Artystka tworzy kolekcję unikatowych ubrań. Drukowane i haftowane tkaniny, z których są wykonywane projektuje również sama artystka. W jej kolekcji pojawiają się także ubrania przypominające sztywne kombinezony, sprawiające wrażenie pancerza, w który zakuwa się ciało. Wrażenie sztywności, jakie sprawiają potęgują widoczne przeszycia i podkreślone elementy składowe ubrania. Wygląda to tak, jakbyśmy oglądali to, co zwyczajowo ukrywane: lewą, spodnią stronę stroju. Podobnie jak w malarstwie, gdzie nie koncentruje się na tym, by oddać szczegółowo wygląd portretowanego, a raczej przekazać pewnego rodzaju ładunek energetyczny.
Magdalena Moskwa znana jest przede wszystkim ze swoich portretów. Znane są takie portrety, których tła Moskwa zapełnia motywami kwiatowymi, tworzącymi często niezwykle skomplikowany wzór. Najczęściej artystka pozostawia tło gładkie, jednak maluje je w taki sposób, że rozgrywa się w nim niemal niedostrzegalna, subtelna gra światła i cienia. Pozwala to na skoncentrowanie całej uwagi oglądającego na portretowanej postaci. Zaczyna także kadrować postacie w niezwykły dla klasycznego portretu sposób – pokazuje jedynie fragment człowieka np. widać złożone dłonie postaci oraz brodę, pozostała część twarzy znajduje się poza kadrem obrazu. W ostatnich latach pojawiają obrazy, na których znajdują się jedynie fragmenty ciała, np. dłonie. Przy ich pomocy artystka jest w stanie wyrazić dokładnie takie same emocje, jak za pomocą portretu.

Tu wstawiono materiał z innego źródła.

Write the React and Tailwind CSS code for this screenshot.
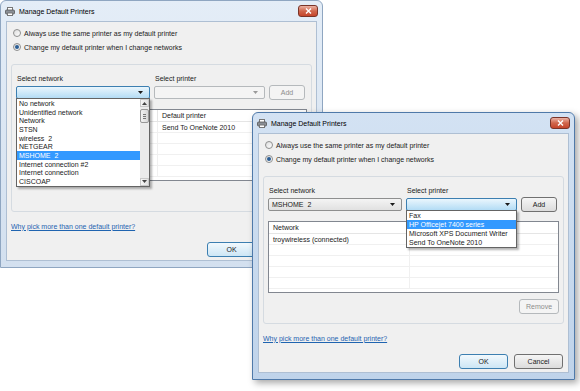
import React from 'react'

const networks = [
  'No network',
  'Unidentified network',
  'Network',
  'STSN',
  'wireless  2',
  'NETGEAR',
  'MSHOME  2',
  'Internet connection #2',
  'Internet connection',
  'CISCOAP',
]

const printers = ['Fax', 'HP Officejet 7400 series', 'Microsoft XPS Document Writer', 'Send To OneNote 2010']

export default function App() {
  return (
    <div className="relative h-[391px] w-[580px] overflow-hidden bg-white font-['Liberation_Sans',Arial,sans-serif] text-[7px] leading-none text-[#1a1a1a]">
      {/* back window: network list open, first column and lower right hidden */}
      <Dialog
        className="left-0 top-0 z-0"
        networkCombo={
          <Combo focused>
            <DropList items={networks} selected="MSHOME  2" itemClass="h-[8.7px]" scroll />
          </Combo>
        }
        printerCombo={<Combo disabled />}
        addDisabled
        covered
        headers={['', 'Default printer']}
        rows={[['', 'Send To OneNote 2010']]}
      />
      <Dialog
        className="left-[252px] top-[112px] z-10"
        active
        networkCombo={<Combo value="MSHOME  2" />}
        printerCombo={
          <Combo focused>
            <DropList items={printers} selected="HP Officejet 7400 series" itemClass="h-[9px]" />
          </Combo>
        }
        headers={['Network', '']}
        rows={[['troywireless (connected)', '']]}
      />
    </div>
  )
}

function Dialog({ className, active, covered, networkCombo, printerCombo, addDisabled, headers, rows }) {
  const frame = active
    ? 'border-[#4f79a9] bg-linear-to-b from-[#d3e2f3] to-[#bfd3ea] shadow-[3px_3px_7px_rgba(0,0,0,0.35)]'
    : 'border-[#8fa6c1] bg-linear-to-b from-[#e4edf7] to-[#d3e0ef]'
  const empty = Array.from({ length: 5 - rows.length })

  return (
    <div className={`absolute flex h-[268px] w-[323px] flex-col rounded-t-[6px] border ${frame} ${className}`}>
      <div className="flex h-[20px] items-center px-[4px]">
        <PrinterIcon />
        <span className="ml-[4px] text-black">Manage Default Printers</span>
        <div className="ml-auto flex h-[12px] w-[20px] items-center justify-center rounded-[3px] border border-[#7a3428] bg-linear-to-b from-[#eab2a4] via-[#d0664c] to-[#c5442a]">
          <svg width="7" height="6" viewBox="0 0 7 6">
            <path d="M1 0.5l5 5M6 0.5l-5 5" stroke="white" strokeWidth="1.4" />
          </svg>
        </div>
      </div>

      <div className="mx-[5px] flex h-[240px] flex-col border border-[#aebfd3] bg-[#f0f0f0]">
        <div className="pt-[4px]">
          <Radio label="Always use the same printer as my default printer" />
          <Radio checked label="Change my default printer when I change networks" />
        </div>

        <div className="mx-[4px] mt-[10px] h-[148px] rounded-[3px] border border-[#d5dbe1] px-[4px] pt-[8px]">
          <div className="grid grid-cols-[134px_111px_36px] gap-x-[4px]">
            <div className="flex h-[10px] items-center pl-[1px]">Select network</div>
            <div className="flex h-[10px] items-center pl-[1px]">Select printer</div>
            <div />
            <div className="mt-[3px]">{networkCombo}</div>
            <div className="mt-[3px]">{printerCombo}</div>
            <div className="mt-[2px]">
              <Button disabled={addDisabled} className="w-[36px]">Add</Button>
            </div>
          </div>

          <div className="mt-[9px] h-[72px] border border-[#828790] bg-white">
            <div className="flex h-[12px] border-b border-[#e5e5e5]">
              <div className="flex w-[141px] items-center border-r border-[#e5e5e5] pl-[4px]">{headers[0]}</div>
              <div className="flex flex-1 items-center pl-[4px]">{headers[1]}</div>
            </div>
            {rows.map((r, i) => (
              <div key={i} className="flex h-[11px] border-b border-[#f0f0f0]">
                <div className="flex w-[141px] items-center border-r border-[#f0f0f0] pl-[4px]">{r[0]}</div>
                <div className="flex flex-1 items-center pl-[4px]">{r[1]}</div>
              </div>
            ))}
            {empty.map((_, i) => (
              <div key={i} className="flex h-[11px] border-b border-[#f0f0f0]">
                <div className="w-[141px] border-r border-[#f0f0f0]" />
              </div>
            ))}
          </div>

          <div className="mt-[6px] flex h-[15px] justify-end">
            {!covered && <Button disabled className="w-[40px]">Remove</Button>}
          </div>
        </div>

        <div className="mt-[9px] ml-[4px] flex h-[10px] items-center">
          <span className="text-[#1f64b0] underline">Why pick more than one default printer?</span>
        </div>

        <div className="mt-[11px] flex justify-end gap-[6px] pr-[5px]">
          <Button primary className="w-[49px]">OK</Button>
          {covered ? <div className="w-[49px]" /> : <Button className="w-[49px]">Cancel</Button>}
        </div>
      </div>
    </div>
  )
}

function Radio({ checked, label }) {
  return (
    <div className="flex h-[14px] items-center">
      <span className="ml-[6px] flex h-[8px] w-[8px] items-center justify-center rounded-full border border-[#8e8f8f] bg-linear-to-br from-[#dcdcdc] to-white">
        {checked && <span className="h-[4px] w-[4px] rounded-full bg-[#2a5d94]" />}
      </span>
      <span className="ml-[3px]">{label}</span>
    </div>
  )
}

function Combo({ value, focused, disabled, children }) {
  const skin = focused
    ? 'border-[#3c7fb1] bg-linear-to-b from-[#eaf6fd] to-[#b3dcf5]'
    : disabled
      ? 'border-[#b5b9bc] bg-[#f4f4f4]'
      : 'border-[#8e8f8f] bg-linear-to-b from-[#f4f4f4] to-[#e1e1e1]'
  return (
    <div className={`relative flex h-[13px] items-center rounded-[2px] border pl-[3px] pr-[6px] ${skin}`}>
      <span className="flex-1 whitespace-pre">{value}</span>
      <svg width="5" height="3" viewBox="0 0 5 3">
        <path d="M0 0h5L2.5 3z" fill={disabled ? '#9a9a9a' : '#1a1a1a'} />
      </svg>
      {children}
    </div>
  )
}

function DropList({ items, selected, itemClass, scroll }) {
  return (
    <div className="absolute -left-px top-full z-20 flex w-[calc(100%+2px)] border border-[#646464] bg-white shadow-[2px_2px_2px_rgba(0,0,0,0.3)]">
      <div className="flex flex-1 flex-col">
        {items.map(it => (
          <div
            key={it}
            className={`flex items-center whitespace-pre pl-[2px] ${itemClass} ${it === selected ? 'bg-[#3399ff] text-white' : ''}`}
          >
            {it}
          </div>
        ))}
      </div>
      {scroll && (
        <div className="flex w-[9px] flex-col bg-[#ebebeb]">
          <div className="flex h-[8px] items-center justify-center border border-[#c9c9c9] bg-linear-to-r from-[#f6f6f6] to-[#e2e2e2]">
            <svg width="5" height="3" viewBox="0 0 5 3"><path d="M0 3h5L2.5 0z" fill="#444" /></svg>
          </div>
          <div className="mt-[2px] flex h-[14px] flex-col items-center justify-center gap-[1px] rounded-[2px] border border-[#979797] bg-linear-to-r from-[#f3f3f3] to-[#d8d8d8]">
            <span className="h-px w-[3px] bg-[#777]" />
            <span className="h-px w-[3px] bg-[#777]" />
            <span className="h-px w-[3px] bg-[#777]" />
          </div>
          <div className="flex-1" />
          <div className="flex h-[8px] items-center justify-center border border-[#c9c9c9] bg-linear-to-r from-[#f6f6f6] to-[#e2e2e2]">
            <svg width="5" height="3" viewBox="0 0 5 3"><path d="M0 0h5L2.5 3z" fill="#444" /></svg>
          </div>
        </div>
      )}
    </div>
  )
}

function Button({ children, disabled, primary, className }) {
  const skin = disabled
    ? 'border-[#b5b9bc] bg-[#f4f4f4] text-[#8d8d8d]'
    : primary
      ? 'border-[#3c7fb1] bg-linear-to-b from-[#f2f9fd] to-[#cde6f5]'
      : 'border-[#707070] bg-linear-to-b from-[#f5f5f5] to-[#dcdcdc]'
  return (
    <div className={`flex h-[15px] items-center justify-center rounded-[3px] border ${skin} ${className}`}>
      {children}
    </div>
  )
}

function PrinterIcon() {
  return (
    <svg width="10" height="9" viewBox="0 0 10 9">
      <rect x="2.5" y="0.5" width="5" height="3" fill="#fff" stroke="#777" />
      <rect x="0.5" y="3" width="9" height="4" rx="1" fill="#8a8f96" stroke="#555" strokeWidth="0.8" />
      <rect x="2.5" y="6" width="5" height="2.5" fill="#fff" stroke="#777" />
    </svg>
  )
}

Jest również w stanie oddać specyficzny nastrój niedopowiedzenia związanego z przedstawianymi przez nią postaciami, pewną tajemnicę.
W portretach, które wciąż tworzy, nowym elementem stało się zainteresowanie ciałem, a właściwie szczególnym rodzajem cielesności, która przejawia się w dodawaniu do nich malutkich organów (przypominających np. nerki), umieszczanych przez artystkę za szkłem. Od 2004 roku artystka stosuje kredową zaprawę, która umożliwia jej reliefowe opracowanie powierzchni obrazu, a przez to także umieszczenie w nich niewielkich przedmiotów. Warto zwrócić uwagę na rozszerzenie technik: pojawia się relief, obrazy malowane na srebrze. Moskwa potrafi obdarzyć cielesnością przedmiot np. ramę, malując ja na cielisty kolor i dodając jej pępek. Wprowadza także niewielkie elementy gotowe z życia codziennego, jakimi są sztuczne paznokcie dodane przez artystkę do namalowanych przez nią dłoni. Dłonie stają się bardzo ważnym elementem w twórczości Moskwy i są traktowane przez nią w sposób szczególny: jako część ciała, która podobnie jak twarz mówi najwięcej o człowieku,
Wśród najnowszych prac znalazły się takie, które są wykończone reliefowo i bardzo mocno zbliżają się do abstrakcji. Przypominają duże zbliżenia fragmentów ciała, ran, skóry, jakiś form organicznych. Namalowane są w podobny sposób jak portrety i przy ich pomocy przekazywana jest podobnego rodzaju energia. W 2013 roku w Galerii Sztuki Wozownia w Toruniu miała miejsce wystawa artystki pt. „Cielesność obrazu” i wydaje się, że jest to jedno z najbardziej trafnych określeń na poszukiwania Magdaleny Moskwy w malarstwie.